-- What to work on --
Set out every line bearing the string "index".

-- Given material --

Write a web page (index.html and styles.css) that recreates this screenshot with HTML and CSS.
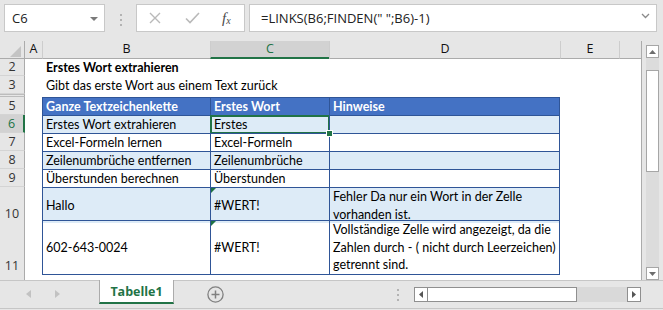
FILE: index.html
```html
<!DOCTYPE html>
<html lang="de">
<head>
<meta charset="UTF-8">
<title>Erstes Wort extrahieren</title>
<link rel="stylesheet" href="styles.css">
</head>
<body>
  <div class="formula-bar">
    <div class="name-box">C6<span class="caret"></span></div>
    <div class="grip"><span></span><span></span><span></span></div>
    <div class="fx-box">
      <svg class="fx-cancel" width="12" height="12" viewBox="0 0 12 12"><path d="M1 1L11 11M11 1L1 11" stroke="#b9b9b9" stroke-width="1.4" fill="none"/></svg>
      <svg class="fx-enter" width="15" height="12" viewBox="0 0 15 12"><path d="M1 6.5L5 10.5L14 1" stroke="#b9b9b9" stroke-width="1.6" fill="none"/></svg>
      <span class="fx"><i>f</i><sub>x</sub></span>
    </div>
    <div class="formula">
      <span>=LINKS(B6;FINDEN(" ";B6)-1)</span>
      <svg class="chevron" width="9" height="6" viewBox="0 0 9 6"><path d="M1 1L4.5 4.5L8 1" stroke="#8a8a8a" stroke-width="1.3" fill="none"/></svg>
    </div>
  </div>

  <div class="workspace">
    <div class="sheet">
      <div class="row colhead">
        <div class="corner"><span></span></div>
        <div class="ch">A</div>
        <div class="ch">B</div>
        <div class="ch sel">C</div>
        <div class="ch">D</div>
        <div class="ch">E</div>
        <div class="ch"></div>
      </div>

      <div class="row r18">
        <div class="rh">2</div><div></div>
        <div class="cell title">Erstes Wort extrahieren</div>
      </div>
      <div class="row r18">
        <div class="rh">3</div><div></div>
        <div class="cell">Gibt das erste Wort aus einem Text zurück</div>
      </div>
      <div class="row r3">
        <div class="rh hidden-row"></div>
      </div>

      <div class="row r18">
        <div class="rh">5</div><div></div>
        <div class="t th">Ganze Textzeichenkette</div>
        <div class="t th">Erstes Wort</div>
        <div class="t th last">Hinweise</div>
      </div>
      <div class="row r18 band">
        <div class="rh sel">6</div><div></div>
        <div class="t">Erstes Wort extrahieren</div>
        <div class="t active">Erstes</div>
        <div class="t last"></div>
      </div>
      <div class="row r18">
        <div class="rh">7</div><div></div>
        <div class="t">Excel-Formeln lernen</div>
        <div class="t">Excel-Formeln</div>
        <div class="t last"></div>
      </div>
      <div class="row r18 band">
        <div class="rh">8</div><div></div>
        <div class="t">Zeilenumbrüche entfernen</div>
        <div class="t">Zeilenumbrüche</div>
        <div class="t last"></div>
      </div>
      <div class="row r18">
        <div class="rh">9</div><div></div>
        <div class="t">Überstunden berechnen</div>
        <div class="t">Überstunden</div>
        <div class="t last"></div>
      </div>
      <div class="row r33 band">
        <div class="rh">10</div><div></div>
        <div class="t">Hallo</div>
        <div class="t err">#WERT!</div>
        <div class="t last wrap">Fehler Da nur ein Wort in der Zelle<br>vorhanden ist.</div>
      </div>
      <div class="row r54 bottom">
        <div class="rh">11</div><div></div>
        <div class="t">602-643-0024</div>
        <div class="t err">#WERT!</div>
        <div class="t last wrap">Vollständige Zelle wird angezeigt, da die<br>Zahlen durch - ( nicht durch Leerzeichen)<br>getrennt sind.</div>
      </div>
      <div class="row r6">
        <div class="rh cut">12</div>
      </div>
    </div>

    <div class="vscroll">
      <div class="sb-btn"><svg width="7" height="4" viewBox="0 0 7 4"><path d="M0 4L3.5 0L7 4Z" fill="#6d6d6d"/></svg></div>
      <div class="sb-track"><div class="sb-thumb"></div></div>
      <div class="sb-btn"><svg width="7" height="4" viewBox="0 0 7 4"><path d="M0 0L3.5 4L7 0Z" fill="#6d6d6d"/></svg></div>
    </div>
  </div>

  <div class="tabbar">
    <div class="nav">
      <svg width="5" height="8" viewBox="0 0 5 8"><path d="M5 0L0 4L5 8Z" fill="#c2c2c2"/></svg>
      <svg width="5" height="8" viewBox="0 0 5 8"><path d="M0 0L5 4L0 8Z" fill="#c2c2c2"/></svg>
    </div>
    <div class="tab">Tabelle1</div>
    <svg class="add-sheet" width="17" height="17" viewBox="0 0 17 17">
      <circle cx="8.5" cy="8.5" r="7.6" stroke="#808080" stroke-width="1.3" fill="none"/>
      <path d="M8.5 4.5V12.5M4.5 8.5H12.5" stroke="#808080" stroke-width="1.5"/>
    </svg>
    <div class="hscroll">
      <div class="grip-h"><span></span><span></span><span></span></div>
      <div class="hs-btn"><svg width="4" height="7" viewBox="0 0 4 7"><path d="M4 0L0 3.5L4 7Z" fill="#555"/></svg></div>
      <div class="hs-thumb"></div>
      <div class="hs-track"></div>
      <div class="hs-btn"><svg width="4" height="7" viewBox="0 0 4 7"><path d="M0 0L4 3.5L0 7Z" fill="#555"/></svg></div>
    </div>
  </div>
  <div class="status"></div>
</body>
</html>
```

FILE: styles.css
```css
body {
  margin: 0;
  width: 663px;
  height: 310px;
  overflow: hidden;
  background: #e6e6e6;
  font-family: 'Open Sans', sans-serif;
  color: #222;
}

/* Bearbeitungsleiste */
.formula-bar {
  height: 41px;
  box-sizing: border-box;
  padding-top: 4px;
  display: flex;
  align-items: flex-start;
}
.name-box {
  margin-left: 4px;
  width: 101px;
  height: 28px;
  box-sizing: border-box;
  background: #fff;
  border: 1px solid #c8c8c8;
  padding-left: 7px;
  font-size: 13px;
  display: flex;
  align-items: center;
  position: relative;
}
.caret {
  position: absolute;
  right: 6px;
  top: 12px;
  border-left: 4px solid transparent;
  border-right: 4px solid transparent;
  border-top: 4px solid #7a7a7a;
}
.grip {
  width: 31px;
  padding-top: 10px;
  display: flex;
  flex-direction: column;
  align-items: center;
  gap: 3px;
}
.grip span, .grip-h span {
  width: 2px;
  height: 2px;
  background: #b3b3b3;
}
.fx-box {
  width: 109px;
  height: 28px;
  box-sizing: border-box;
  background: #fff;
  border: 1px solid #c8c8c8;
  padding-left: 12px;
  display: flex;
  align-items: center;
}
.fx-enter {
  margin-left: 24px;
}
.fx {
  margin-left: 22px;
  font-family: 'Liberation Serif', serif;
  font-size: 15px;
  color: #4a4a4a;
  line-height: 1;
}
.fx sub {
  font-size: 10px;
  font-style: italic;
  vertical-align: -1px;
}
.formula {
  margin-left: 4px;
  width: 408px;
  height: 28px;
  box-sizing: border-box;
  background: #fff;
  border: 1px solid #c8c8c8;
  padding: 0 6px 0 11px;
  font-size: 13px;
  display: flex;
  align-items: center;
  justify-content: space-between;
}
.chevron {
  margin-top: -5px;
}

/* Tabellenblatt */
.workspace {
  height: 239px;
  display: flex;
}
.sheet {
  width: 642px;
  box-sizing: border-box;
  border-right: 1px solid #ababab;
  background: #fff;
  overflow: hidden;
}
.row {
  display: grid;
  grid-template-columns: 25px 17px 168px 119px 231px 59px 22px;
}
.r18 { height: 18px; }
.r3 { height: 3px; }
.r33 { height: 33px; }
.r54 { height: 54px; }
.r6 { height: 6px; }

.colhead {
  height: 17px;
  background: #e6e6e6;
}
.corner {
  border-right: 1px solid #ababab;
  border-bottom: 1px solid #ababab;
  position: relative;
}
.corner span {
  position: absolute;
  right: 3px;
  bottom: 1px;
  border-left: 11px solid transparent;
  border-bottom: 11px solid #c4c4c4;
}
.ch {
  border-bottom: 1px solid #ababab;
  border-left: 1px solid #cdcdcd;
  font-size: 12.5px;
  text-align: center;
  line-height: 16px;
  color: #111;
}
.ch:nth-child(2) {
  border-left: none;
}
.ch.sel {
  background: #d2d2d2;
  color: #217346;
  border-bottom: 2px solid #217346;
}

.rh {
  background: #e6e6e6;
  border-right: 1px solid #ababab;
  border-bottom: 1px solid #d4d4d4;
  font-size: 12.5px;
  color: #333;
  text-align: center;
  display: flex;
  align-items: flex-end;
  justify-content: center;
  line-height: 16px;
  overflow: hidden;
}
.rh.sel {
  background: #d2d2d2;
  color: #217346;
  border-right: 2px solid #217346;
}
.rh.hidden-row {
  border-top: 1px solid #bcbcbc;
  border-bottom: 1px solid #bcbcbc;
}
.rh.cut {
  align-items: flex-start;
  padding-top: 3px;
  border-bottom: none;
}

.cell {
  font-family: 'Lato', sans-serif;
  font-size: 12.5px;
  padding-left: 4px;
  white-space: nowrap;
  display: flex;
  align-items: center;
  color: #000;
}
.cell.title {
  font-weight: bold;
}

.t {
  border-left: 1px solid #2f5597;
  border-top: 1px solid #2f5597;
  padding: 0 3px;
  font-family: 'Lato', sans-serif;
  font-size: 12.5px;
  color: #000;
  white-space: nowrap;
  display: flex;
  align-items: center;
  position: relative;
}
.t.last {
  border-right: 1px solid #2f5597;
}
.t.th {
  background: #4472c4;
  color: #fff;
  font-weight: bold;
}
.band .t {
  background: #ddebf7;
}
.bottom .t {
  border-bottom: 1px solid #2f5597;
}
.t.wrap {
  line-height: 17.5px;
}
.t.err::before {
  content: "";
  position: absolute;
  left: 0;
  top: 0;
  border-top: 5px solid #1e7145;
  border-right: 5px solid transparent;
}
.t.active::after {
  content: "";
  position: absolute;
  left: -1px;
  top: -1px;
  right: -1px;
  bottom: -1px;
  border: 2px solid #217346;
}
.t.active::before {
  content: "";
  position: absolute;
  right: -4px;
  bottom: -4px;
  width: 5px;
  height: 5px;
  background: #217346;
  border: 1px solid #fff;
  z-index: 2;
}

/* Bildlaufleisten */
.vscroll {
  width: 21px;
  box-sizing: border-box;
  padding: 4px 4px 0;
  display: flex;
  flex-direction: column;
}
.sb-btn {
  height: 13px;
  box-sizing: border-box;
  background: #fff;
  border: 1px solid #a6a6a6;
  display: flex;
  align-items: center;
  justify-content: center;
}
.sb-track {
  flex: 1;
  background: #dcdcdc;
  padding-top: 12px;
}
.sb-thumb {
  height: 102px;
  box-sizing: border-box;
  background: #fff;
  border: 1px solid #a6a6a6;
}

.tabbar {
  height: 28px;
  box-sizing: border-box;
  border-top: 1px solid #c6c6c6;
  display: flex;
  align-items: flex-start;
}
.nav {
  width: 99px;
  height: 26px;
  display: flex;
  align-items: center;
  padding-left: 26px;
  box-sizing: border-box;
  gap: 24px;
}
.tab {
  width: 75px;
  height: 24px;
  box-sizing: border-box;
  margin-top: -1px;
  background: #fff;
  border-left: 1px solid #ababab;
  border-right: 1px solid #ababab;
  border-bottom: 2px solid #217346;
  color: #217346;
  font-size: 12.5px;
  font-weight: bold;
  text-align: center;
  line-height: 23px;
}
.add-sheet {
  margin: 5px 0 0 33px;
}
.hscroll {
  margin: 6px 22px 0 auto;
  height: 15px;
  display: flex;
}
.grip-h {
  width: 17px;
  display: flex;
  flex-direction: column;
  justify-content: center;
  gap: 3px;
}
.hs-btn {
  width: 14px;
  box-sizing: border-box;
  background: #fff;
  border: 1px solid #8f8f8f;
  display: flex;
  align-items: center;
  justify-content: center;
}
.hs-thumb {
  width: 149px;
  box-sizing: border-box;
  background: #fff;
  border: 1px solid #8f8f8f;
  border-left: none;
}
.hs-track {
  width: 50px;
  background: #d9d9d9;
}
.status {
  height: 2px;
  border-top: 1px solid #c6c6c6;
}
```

-- Solution for this problem --
Write a web page (index.html and styles.css) that recreates this screenshot with HTML and CSS.
FILE: index.html
  z-index: 2;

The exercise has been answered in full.